I am missing the different nuances and voices that usually tossle, flounce and inform my inner reality. I feel two-dimensional just now. A cardboard cut out of my former self who is uncomfortable being propped up anywhere other than in the most womb-like of environments. I can't read anything much now and even writing this blog will probably mean I go back to bed and sleep for a couple of hours when I've finished. I don't have a comment on this. It's just how it is and I am at a point where I can't accept quite that this is how it has to be in all its humuiliating and soul-diminishing glory but I haven't the energy emotionally to do anything about it.
I am having very lucid dreams and often wake myself up with a start and in a panic.
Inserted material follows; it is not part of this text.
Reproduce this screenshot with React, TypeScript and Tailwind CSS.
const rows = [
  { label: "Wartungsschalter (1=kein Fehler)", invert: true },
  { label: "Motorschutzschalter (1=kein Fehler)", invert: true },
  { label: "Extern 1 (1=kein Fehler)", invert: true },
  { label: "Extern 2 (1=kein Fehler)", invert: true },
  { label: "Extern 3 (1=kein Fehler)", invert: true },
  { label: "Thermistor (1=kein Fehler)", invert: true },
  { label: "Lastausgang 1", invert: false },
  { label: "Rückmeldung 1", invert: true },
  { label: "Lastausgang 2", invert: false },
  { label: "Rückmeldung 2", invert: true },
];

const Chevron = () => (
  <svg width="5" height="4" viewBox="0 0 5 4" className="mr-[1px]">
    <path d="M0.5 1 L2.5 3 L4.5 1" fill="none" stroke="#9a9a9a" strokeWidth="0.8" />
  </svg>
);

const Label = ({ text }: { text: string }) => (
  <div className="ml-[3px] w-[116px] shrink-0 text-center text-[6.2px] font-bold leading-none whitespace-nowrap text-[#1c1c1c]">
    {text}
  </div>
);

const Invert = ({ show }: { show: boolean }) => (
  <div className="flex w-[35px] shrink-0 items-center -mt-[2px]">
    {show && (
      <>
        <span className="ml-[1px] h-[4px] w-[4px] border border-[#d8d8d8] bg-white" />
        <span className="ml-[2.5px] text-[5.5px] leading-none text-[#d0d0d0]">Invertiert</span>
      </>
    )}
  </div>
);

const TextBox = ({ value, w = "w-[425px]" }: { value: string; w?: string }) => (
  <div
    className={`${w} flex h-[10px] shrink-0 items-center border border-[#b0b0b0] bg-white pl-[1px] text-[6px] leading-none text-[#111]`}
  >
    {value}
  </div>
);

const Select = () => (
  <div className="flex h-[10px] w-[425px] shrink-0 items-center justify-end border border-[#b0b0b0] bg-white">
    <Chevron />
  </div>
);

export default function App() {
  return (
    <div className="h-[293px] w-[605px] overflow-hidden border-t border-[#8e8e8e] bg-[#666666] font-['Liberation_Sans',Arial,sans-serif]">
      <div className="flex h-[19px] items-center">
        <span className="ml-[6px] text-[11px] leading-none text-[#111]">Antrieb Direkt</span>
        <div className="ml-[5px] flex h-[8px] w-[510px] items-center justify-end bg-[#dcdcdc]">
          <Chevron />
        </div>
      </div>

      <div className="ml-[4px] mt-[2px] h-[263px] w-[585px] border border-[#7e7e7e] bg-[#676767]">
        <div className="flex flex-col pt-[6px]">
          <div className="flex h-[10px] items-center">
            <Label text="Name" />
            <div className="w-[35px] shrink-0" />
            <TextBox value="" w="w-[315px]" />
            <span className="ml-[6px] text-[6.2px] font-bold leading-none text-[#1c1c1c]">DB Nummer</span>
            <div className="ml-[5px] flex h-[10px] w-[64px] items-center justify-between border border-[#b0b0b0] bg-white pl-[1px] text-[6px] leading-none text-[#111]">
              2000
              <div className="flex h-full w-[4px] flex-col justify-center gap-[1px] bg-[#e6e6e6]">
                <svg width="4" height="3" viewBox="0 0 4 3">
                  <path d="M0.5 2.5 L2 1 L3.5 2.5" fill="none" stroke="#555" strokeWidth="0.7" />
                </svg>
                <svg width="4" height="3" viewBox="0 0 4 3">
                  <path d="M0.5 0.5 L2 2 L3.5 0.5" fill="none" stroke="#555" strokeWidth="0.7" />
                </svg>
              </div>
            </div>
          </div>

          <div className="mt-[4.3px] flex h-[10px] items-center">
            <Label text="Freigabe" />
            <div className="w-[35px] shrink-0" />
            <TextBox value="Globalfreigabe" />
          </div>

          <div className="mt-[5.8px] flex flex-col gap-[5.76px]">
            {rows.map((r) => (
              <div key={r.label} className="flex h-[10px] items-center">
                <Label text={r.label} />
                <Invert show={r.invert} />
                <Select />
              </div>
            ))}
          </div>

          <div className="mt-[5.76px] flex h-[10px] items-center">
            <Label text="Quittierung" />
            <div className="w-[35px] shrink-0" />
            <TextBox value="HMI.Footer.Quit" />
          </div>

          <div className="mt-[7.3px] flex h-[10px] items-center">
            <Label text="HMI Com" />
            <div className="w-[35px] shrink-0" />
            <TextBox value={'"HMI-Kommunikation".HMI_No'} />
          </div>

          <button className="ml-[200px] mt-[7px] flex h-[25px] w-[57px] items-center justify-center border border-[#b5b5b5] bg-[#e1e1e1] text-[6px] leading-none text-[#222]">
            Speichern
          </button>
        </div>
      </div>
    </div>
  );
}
I seem to have lost my sense of smell a bit too - something I use a lot as a visually-impaired person - except waking from dreams - when I am convinced there is a fire or a person attacking or some horrible thing about to happen. The nights are long. I am taking no exercise and lounging about all day - so I guess it's no surprise that my sleep patterns are all over the place. Again I have no sense of wanting or being able to heave myself out of my current stupor and do something about this. Having a shower is a momentous undertaking and takes half a morning to work up to - if at all.
I have coped pretty poorly with the night anxiety and find after a day with the TV in the background - it doesn't work at night. Neither does music or the radio. Relaxation tapes wash over at the moment. I tend to breath and pray.
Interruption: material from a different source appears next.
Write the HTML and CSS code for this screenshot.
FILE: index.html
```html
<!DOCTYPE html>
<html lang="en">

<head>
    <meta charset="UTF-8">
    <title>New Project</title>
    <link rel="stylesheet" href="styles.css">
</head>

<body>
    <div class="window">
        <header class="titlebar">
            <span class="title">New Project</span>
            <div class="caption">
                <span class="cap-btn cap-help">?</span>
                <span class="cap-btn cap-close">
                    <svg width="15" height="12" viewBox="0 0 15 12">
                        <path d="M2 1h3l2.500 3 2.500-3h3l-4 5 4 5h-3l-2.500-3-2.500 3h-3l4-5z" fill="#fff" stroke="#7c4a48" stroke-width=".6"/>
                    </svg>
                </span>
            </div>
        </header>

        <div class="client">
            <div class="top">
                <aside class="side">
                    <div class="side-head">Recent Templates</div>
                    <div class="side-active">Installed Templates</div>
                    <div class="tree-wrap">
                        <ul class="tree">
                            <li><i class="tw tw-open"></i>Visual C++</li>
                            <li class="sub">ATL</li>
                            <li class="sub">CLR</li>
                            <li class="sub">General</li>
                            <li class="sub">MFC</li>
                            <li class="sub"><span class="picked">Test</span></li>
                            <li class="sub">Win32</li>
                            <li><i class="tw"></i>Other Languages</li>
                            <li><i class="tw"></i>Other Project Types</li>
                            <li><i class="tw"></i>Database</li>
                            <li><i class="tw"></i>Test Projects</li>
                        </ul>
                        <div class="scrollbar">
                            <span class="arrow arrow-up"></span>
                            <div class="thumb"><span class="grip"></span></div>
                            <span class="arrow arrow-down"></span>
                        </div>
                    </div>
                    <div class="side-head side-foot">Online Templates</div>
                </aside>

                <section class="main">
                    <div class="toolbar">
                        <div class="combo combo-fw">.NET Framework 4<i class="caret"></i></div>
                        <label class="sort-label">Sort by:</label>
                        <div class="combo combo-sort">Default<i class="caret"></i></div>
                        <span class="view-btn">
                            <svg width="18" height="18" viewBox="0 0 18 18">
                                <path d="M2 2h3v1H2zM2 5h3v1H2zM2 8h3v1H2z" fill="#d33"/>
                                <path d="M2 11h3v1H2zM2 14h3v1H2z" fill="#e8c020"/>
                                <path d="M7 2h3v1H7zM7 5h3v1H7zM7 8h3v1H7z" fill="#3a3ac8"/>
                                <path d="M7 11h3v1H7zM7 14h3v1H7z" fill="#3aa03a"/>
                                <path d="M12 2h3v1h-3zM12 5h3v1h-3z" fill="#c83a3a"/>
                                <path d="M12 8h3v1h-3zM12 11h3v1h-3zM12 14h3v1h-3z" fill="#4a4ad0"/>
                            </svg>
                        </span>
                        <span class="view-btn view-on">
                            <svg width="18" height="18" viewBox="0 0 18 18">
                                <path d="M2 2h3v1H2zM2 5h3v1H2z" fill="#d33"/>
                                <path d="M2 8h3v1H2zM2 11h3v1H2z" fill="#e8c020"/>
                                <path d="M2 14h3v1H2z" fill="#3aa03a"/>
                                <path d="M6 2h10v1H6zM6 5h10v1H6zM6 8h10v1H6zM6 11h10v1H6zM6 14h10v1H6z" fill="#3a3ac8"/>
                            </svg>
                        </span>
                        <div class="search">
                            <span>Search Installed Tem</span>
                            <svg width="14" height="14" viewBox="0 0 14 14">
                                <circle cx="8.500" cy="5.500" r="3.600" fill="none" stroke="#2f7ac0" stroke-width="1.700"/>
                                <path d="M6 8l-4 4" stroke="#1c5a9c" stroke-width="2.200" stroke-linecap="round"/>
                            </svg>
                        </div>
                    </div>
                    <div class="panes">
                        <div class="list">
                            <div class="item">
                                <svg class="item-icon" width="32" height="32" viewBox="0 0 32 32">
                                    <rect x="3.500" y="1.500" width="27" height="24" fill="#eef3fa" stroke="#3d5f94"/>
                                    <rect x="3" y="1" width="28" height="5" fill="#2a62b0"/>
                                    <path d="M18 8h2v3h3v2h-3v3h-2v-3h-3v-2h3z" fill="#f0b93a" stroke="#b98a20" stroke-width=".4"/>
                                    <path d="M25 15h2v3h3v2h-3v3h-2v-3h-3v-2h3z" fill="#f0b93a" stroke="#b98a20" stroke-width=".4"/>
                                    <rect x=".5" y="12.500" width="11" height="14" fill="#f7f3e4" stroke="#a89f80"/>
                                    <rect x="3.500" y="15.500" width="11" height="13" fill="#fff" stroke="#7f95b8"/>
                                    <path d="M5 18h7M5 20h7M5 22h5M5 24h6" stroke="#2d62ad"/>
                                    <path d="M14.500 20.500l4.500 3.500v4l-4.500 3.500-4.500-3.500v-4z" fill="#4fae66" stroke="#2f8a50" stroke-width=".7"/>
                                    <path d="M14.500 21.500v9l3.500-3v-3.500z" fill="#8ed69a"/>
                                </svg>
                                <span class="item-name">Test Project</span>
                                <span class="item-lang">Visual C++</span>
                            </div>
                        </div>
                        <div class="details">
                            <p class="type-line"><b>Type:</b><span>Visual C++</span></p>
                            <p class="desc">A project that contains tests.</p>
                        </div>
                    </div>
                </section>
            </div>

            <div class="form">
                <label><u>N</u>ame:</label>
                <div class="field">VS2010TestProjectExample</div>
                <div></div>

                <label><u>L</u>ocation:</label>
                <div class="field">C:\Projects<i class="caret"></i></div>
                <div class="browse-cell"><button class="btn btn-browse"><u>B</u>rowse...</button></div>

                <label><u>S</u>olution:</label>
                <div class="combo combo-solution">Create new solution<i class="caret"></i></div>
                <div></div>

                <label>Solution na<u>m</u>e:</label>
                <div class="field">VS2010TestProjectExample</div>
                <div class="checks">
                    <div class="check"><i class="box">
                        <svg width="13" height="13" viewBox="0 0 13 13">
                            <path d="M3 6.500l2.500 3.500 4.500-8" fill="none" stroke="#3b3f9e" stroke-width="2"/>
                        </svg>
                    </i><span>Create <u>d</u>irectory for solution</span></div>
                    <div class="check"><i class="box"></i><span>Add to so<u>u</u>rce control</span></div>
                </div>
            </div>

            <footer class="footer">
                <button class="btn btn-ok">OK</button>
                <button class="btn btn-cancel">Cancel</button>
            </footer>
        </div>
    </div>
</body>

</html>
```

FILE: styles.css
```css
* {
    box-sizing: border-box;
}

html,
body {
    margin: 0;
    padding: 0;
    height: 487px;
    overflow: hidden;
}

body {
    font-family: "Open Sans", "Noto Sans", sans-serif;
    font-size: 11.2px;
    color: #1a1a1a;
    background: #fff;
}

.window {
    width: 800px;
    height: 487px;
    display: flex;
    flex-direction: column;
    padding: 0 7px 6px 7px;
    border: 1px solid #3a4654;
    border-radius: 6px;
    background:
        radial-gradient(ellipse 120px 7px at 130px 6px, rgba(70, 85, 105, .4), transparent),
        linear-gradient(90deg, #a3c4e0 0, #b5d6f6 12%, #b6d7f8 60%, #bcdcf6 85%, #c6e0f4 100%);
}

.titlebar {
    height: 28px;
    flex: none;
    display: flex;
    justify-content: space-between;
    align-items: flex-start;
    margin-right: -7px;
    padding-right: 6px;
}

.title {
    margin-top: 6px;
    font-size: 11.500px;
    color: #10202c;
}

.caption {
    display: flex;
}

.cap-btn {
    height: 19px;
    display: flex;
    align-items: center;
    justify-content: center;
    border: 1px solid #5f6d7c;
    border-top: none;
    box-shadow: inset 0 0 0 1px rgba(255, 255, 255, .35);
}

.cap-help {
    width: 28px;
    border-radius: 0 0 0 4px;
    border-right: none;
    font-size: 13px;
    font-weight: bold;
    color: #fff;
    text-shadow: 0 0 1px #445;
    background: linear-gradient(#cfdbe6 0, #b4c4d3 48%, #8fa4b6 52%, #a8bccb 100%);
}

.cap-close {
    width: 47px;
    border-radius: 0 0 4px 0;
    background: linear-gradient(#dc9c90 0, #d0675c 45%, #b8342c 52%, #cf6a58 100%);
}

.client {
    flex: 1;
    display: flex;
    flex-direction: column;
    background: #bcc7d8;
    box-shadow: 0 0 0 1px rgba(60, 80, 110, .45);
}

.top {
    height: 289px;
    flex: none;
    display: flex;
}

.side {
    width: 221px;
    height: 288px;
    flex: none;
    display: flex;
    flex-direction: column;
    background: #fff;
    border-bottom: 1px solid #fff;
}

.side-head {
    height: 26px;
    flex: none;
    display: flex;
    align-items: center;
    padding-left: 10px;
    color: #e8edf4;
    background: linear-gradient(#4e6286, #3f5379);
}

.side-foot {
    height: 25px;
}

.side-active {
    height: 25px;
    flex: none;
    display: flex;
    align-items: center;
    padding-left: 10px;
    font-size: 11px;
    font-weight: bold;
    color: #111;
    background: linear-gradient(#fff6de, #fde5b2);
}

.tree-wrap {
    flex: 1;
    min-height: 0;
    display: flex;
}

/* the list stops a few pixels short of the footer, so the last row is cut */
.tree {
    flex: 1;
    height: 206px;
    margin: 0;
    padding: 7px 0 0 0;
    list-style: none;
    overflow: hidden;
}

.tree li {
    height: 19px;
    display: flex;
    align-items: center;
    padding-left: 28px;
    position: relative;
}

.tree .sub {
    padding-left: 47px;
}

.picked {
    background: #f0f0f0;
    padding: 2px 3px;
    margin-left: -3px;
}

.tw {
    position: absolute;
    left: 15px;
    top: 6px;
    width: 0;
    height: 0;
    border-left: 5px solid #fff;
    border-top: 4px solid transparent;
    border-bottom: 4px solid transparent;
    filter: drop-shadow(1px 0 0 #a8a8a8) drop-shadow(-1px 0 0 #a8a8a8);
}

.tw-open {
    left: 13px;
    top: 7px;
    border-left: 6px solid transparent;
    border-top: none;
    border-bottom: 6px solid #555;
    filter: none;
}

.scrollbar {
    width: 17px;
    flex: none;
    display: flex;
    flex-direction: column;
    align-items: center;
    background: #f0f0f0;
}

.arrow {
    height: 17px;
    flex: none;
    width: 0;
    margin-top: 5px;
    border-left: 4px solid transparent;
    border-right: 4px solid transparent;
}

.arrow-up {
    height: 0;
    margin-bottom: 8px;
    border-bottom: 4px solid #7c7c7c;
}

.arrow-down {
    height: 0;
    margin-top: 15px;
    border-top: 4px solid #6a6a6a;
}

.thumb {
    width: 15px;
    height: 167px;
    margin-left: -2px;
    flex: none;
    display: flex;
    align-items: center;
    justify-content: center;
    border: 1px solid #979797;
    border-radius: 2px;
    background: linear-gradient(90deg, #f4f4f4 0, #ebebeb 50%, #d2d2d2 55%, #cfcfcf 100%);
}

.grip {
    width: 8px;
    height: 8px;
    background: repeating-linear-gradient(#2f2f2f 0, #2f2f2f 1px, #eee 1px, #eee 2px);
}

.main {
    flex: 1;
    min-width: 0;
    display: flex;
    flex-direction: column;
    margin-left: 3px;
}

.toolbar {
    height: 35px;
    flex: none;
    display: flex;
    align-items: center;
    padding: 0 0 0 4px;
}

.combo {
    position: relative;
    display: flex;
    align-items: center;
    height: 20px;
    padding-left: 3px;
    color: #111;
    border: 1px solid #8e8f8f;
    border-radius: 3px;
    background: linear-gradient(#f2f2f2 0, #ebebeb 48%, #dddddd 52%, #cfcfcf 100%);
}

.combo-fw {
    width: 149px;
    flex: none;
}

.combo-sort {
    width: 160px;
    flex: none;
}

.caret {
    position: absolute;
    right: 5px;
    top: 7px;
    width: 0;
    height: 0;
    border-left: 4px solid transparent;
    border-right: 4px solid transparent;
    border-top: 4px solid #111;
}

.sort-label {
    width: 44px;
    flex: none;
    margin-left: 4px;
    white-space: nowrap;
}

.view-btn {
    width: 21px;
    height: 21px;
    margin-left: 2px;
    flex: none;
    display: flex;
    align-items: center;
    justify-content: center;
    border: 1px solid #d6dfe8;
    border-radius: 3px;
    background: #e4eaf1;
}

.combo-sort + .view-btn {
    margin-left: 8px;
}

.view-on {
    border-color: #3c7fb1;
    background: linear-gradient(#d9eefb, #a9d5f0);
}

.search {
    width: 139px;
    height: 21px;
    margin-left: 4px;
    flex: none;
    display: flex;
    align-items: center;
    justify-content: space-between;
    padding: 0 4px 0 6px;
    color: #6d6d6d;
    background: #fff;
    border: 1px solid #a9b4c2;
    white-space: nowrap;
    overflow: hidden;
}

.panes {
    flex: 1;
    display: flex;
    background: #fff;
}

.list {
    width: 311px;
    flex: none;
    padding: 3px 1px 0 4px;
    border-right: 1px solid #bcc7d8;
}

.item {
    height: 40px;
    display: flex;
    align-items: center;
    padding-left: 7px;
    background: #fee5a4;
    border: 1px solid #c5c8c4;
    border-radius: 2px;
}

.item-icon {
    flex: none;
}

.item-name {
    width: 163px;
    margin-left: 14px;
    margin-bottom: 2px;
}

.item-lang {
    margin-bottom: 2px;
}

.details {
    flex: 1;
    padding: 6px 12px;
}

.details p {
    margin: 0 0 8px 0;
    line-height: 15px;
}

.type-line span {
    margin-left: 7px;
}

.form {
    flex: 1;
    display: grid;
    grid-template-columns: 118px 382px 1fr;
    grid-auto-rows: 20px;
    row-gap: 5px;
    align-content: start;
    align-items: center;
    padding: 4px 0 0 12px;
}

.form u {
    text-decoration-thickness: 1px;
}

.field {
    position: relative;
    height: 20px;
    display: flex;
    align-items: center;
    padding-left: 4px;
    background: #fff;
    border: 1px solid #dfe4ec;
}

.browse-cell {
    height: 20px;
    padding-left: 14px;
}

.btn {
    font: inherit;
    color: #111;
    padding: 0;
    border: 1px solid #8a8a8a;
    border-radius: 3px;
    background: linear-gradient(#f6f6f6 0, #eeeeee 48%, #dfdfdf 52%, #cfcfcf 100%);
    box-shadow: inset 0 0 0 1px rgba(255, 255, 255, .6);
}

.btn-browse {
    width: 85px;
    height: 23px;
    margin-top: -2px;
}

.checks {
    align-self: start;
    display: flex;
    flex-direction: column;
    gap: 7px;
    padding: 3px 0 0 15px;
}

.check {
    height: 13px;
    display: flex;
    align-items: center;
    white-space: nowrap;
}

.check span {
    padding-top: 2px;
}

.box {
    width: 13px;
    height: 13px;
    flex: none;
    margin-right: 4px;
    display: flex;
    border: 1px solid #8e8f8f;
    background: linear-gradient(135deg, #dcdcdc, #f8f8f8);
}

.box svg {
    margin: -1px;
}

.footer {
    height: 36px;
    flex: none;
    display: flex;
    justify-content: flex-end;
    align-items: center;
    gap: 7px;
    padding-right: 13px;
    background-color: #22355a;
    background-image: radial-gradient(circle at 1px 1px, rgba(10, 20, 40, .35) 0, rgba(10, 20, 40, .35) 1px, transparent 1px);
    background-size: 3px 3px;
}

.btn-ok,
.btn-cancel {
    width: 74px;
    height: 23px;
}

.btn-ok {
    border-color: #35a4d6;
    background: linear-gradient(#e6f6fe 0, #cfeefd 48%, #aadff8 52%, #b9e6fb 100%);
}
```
I often feel trapped at night but also too scared to do anything about it. Weird and disconcerting for someone who is usually proactive and capable of re-framing into the positive. I am learning patience by default. In depression all I have is the moment and I am able in this episode to live it and to some extent, I am sure, even remember it. This is a gift and a curse. It may help me in time to befriend the feelings and parts of me my depression taps into. It may not. For now I have the moment - and for once I can't escape into a project - or distract myself with hard work - or offer myself to others as a resource. For now I must be with my own inner stranger. Sometimes she is a painful, demanding companion. Often she is silent. Whichever she is for now ever-present and I have not dis-owned her, blanked her - or pushed her away. She is as important a part of me as my creative, engaged, life-loving self. She is a part of that too.
Voice in the Night
Come unto me for your burden is heavy.
Don't look at me like that - with disbelief in your eyes.
Come unto me:
Your burden is heavy.
My love is here.
Look inside
Into your fear
Offer a little reassurance.
Come on you can do it.
Not enough to overwhelm
but just enough to admit
how intolerable it feels sometimes to be you
and how unfair it is
that I offer insightful answers
which you sometimes choose not to hear.
Deep breaths.
Aim to get back to the same.
The same is better than worse.
Come unto me.
No, I will not carry the weight,
It is yours
You can balance it well enough.
I will offer you reassurance.
Stay
with the now.
The burden is not the future or the past.
The burden is the untameable present,
the inescapable reality that you are what you are most fully in this precious moment.
Don't still when you cannot, use the anxiety:
Make it your protection.
Go darker when you are blinded by the light - and make the darkness your most reassuring companion.
Go inwards when the outside is fearful - and befriend.
You and I can sit, lie and tap out the reassurance you need until you start to feel it as real.
But can we watch a little less day time TV?